──────── DATA SECTION

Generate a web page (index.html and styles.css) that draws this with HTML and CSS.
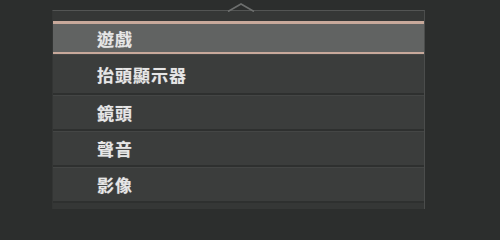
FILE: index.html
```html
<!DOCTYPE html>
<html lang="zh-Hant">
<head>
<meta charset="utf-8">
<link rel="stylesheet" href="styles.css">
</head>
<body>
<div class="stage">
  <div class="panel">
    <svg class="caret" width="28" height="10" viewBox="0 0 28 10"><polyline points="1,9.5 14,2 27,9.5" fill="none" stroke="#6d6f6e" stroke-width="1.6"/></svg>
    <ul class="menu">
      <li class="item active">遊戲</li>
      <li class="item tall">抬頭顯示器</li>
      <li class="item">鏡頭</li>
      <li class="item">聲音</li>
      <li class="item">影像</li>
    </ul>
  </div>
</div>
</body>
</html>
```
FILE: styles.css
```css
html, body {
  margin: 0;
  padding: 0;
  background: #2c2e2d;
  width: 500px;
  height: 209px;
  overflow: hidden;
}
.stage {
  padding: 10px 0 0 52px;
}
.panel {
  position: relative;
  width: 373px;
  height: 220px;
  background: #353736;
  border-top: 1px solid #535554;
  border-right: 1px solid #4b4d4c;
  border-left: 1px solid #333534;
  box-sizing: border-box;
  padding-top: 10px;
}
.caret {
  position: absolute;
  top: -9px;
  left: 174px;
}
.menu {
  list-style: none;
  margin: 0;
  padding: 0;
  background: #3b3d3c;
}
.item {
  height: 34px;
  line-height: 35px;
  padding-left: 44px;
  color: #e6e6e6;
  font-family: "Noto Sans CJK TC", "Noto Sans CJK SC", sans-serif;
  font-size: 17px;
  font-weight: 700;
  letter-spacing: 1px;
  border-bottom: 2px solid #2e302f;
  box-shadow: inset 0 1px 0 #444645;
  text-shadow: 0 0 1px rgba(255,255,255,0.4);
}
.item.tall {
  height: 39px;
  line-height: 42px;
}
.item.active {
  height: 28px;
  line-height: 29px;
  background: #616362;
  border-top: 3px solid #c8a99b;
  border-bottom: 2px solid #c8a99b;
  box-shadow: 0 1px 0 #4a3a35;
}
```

────────────────

GIVEN PROBLEM: Retype the listing exactly. Pictures do not belong in the copy.

WRITTEN SOLUTION:
Generate a web page (index.html and styles.css) that draws this with HTML and CSS.
FILE: index.html
```html
<!DOCTYPE html>
<html lang="zh-Hant">
<head>
<meta charset="utf-8">
<link rel="stylesheet" href="styles.css">
</head>
<body>
<div class="stage">
  <div class="panel">
    <svg class="caret" width="28" height="10" viewBox="0 0 28 10"><polyline points="1,9.5 14,2 27,9.5" fill="none" stroke="#6d6f6e" stroke-width="1.6"/></svg>
    <ul class="menu">
      <li class="item active">遊戲</li>
      <li class="item tall">抬頭顯示器</li>
      <li class="item">鏡頭</li>
      <li class="item">聲音</li>
      <li class="item">影像</li>
    </ul>
  </div>
</div>
</body>
</html>
```
FILE: styles.css
```css
html, body {
  margin: 0;
  padding: 0;
  background: #2c2e2d;
  width: 500px;
  height: 209px;
  overflow: hidden;
}
.stage {
  padding: 10px 0 0 52px;
}
.panel {
  position: relative;
  width: 373px;
  height: 220px;
  background: #353736;
  border-top: 1px solid #535554;
  border-right: 1px solid #4b4d4c;
  border-left: 1px solid #333534;
  box-sizing: border-box;
  padding-top: 10px;
}
.caret {
  position: absolute;
  top: -9px;
  left: 174px;
}
.menu {
  list-style: none;
  margin: 0;
  padding: 0;
  background: #3b3d3c;
}
.item {
  height: 34px;
  line-height: 35px;
  padding-left: 44px;
  color: #e6e6e6;
  font-family: "Noto Sans CJK TC", "Noto Sans CJK SC", sans-serif;
  font-size: 17px;
  font-weight: 700;
  letter-spacing: 1px;
  border-bottom: 2px solid #2e302f;
  box-shadow: inset 0 1px 0 #444645;
  text-shadow: 0 0 1px rgba(255,255,255,0.4);
}
.item.tall {
  height: 39px;
  line-height: 42px;
}
.item.active {
  height: 28px;
  line-height: 29px;
  background: #616362;
  border-top: 3px solid #c8a99b;
  border-bottom: 2px solid #c8a99b;
  box-shadow: 0 1px 0 #4a3a35;
}
```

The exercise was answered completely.